I hadn't noticed her, but she definitely noticed me. After...expressing to Dan, outloud, my anger towards the situation, the woman yelled over to me from where she stood.
"It's locked!"
I was confused but quickly noticed that we were standing near a door with another hours of operation list.
Dan called something back to her, and whatever it was worked with her somehow, because she took out some keys and unlocked the door behind her, beckoning us to follow.
She didn't look like a museum-keeper to me, and it turns out she's not. She's the cleaning lady who had no problem whatsoever fetching the owner when I mentioned I'm a student who's interesting writing a feature on the place.
The proprietor, Linda Knowlton, came into the breezeway where we stood waiting.
Linda, herself, is a tiny little thing, maybe five feet tall, but she wore a tremendous smile. (I would place her in her late fifties, but I could be way off.)
Linda's family owns the museum (which she told me used to be located on Yeager St., but moved to Grand River Ave. last June), but she pretty much runs it alone these days, she said.
Her father, Norman F. Knowlton founded Party Time Ice in 1966, and has been collecting ice memorabilia with his wife, Agnes, for 30-40 years, Linda said.
Before I could ask more than a few basic questions, she started on the spiel she has probably used countless times before:
"The ice industry was was of the 10 largest industries at one time in the U.S!"

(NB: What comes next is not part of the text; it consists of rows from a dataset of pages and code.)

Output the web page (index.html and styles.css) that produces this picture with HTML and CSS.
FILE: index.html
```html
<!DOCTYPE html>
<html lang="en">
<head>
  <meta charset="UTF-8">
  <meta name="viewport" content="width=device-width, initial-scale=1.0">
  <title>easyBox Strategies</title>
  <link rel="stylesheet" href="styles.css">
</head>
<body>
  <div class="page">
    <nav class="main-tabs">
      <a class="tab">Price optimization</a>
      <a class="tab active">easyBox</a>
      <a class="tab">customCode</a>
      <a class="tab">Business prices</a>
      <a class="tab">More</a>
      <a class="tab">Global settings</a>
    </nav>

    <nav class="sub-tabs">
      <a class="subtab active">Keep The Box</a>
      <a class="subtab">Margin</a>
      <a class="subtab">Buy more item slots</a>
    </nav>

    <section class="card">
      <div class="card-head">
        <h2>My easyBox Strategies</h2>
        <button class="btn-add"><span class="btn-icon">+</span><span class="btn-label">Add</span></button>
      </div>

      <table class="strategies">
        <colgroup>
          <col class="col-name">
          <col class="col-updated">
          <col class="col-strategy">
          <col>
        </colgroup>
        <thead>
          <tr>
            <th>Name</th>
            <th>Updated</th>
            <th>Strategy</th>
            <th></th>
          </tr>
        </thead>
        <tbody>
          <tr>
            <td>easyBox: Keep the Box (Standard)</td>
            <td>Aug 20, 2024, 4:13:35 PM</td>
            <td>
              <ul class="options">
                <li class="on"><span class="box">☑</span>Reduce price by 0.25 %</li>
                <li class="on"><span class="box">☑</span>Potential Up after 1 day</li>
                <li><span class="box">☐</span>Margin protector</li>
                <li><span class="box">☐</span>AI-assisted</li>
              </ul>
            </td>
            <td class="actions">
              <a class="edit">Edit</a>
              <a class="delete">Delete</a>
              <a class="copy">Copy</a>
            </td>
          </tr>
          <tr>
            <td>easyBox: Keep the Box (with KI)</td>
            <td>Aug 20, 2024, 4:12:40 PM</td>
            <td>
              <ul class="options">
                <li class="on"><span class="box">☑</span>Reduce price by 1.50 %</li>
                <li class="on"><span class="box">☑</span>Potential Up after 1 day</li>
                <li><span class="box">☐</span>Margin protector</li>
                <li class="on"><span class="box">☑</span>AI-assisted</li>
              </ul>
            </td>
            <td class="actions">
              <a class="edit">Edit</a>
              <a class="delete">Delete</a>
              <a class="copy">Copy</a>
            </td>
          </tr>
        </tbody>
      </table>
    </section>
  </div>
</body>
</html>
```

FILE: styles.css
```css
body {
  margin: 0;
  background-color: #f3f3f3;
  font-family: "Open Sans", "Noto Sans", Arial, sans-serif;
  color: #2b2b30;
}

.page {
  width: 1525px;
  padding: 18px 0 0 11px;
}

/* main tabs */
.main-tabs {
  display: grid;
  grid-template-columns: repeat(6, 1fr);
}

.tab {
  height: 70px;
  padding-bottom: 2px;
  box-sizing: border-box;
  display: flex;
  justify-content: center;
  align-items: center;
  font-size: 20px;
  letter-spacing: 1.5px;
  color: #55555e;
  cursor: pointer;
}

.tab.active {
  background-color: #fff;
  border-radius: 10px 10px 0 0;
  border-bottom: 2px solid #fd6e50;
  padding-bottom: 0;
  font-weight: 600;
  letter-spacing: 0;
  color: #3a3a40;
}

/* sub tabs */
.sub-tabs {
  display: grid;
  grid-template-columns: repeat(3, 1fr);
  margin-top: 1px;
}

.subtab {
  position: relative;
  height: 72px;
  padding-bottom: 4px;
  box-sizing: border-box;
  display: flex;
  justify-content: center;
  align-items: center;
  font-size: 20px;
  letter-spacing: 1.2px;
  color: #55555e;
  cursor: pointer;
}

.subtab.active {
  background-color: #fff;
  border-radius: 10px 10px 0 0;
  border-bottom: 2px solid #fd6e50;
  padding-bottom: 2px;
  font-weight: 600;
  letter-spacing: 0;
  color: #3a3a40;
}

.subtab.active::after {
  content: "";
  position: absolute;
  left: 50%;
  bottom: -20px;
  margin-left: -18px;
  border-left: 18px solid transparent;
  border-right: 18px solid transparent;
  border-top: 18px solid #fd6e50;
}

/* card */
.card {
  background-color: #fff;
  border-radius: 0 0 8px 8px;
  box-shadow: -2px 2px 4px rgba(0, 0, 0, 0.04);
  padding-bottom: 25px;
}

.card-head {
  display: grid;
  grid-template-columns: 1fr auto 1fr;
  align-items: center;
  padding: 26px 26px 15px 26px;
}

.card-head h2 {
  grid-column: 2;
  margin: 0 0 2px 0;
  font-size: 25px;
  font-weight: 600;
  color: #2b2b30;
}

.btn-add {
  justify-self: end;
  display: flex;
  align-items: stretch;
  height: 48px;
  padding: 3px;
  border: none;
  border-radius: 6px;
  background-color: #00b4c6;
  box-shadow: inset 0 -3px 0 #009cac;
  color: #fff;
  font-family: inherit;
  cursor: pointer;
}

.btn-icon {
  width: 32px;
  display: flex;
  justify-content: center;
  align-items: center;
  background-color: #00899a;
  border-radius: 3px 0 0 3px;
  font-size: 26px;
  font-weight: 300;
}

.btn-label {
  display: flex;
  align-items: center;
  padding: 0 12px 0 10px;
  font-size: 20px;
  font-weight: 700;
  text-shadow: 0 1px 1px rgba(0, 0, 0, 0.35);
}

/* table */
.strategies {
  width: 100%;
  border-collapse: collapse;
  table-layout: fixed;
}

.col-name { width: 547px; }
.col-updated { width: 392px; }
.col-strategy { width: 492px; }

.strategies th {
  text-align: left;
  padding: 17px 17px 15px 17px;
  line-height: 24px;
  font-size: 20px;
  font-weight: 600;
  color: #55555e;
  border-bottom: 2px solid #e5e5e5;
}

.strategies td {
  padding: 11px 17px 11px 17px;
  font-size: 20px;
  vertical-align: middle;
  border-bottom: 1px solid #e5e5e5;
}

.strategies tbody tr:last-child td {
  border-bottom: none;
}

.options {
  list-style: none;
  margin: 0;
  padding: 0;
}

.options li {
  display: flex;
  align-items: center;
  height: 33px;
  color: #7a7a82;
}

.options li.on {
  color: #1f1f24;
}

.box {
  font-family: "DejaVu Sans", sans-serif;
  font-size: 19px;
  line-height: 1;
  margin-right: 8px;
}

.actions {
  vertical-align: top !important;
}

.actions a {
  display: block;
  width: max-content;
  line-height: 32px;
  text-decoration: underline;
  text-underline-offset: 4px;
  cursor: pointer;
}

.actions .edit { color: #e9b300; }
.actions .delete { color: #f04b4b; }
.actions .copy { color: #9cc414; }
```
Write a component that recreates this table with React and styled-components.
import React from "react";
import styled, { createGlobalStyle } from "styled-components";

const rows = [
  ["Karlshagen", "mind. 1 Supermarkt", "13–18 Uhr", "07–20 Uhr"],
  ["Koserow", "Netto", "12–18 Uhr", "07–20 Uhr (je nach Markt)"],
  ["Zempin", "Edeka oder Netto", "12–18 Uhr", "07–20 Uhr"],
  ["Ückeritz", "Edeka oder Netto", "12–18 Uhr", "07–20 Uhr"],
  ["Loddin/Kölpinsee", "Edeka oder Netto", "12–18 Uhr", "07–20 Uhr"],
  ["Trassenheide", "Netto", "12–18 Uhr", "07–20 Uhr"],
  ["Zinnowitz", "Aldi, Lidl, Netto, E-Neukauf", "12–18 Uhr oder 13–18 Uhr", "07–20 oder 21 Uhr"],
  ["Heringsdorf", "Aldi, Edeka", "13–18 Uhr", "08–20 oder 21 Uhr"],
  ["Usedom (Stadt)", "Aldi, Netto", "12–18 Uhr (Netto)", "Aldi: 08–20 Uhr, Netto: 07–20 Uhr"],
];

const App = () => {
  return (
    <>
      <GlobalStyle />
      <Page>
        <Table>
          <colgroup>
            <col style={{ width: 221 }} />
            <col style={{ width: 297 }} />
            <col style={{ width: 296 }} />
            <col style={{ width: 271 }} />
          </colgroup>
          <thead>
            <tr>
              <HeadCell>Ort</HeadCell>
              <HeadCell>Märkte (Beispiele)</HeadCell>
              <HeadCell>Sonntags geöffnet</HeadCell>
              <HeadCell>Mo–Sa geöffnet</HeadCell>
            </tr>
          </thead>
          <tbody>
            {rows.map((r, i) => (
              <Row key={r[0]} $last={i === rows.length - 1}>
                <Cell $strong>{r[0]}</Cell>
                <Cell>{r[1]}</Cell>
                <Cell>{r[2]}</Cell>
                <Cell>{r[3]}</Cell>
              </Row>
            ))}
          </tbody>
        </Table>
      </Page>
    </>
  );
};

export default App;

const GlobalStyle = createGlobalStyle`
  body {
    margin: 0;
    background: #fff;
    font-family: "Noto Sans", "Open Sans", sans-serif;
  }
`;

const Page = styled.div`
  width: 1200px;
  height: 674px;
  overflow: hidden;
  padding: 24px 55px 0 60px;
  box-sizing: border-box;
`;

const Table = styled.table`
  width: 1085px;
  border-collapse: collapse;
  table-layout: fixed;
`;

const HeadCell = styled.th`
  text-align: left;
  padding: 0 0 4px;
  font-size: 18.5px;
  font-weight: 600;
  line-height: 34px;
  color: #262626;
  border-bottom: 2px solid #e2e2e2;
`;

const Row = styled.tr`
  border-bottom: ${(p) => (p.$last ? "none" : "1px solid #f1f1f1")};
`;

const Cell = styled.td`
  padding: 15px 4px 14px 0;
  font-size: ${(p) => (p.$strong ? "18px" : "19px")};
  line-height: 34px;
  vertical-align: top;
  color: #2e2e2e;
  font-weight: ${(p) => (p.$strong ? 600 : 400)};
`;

We didn't know that, we told her. She asked us if we had 15 free minutes. We said we did, and she walked us into, and across the museum (right through the middle, so we caught glimpses of all sorts of ice picks and dolls and wagons and old bottles) to a small screening area where there were three rows of five, or six chairs each and a TV stand in the corner, complete with TV and DVD/VCR combo.
Dan and I sat down and Linda handled a DVD case as she spoke to us. She said the film had been made about three years ago now, and that her dad was in a lot of it.
After she popped it in she was gone...
This is where things got exciting for Dan and me. ("The History of Ice Harvesting" might not sound that fascinating to some people, but to us it's pretty cool.)
It's kind of weird to imagine people out on the lakes and rivers...farming ice (lol). That's what they did, though, and that's what the movie explained - the ice industry from its rise to its eventual vanishment.
We were completely absorbed, and I furiously scribbled down every word I could get, because it was all great stuff.
Afterward, Linda asked if we'd care for a tour, and we both said yes we sure would!
It probably took 20 minutes for her to take us through the winding exhibits. The path is marked with yellow arrows for unguided tourist. I remember thinking I would definitely not be able to work out the way without Linda's help, but she snaked left here and right there like it was nothing.
She was obviously trying to hurry, and I think it was because she has a story for every other piece in the whole museum, and she wanted to be sure to get to them all.
Where it came from, when they got it, why it means so much to her father...her father, who is 90 and still drives and has a brand new office with high-speed internet...
She had a lot to say.
It was fine with me, because I have a lot of words due Tuesday morning, and the more information I can get, the better.
It was definitely fine with Dan, because, like I said, Dan loves all things Michigan-related.
Actually, he was the one asking most of the questions...which was also fine with me =] .
In the end, 16 pages of my little, handy-dandy notebook were filled with material I gathered from Knowlton's Ice Museum.
When I told her I might have a few more questions for her, Linda said I could come back anytime. She gave me her home number and said, no, of course she wouldn't mind if I brought a camera next time.
I am still high from this!
I have officially gotten something for free as a writer! Woot woot!
That, and I'm happy about this "Back When We Had Ice Men" story. It's locally-tied, which is always a huge, huge plus for the news and for me, personally. And also the story is already there, just waiting to be written.
I like that.
So, I'm feeling very excited.
I have a whole bunch of work ahead of me, but I feel good about it.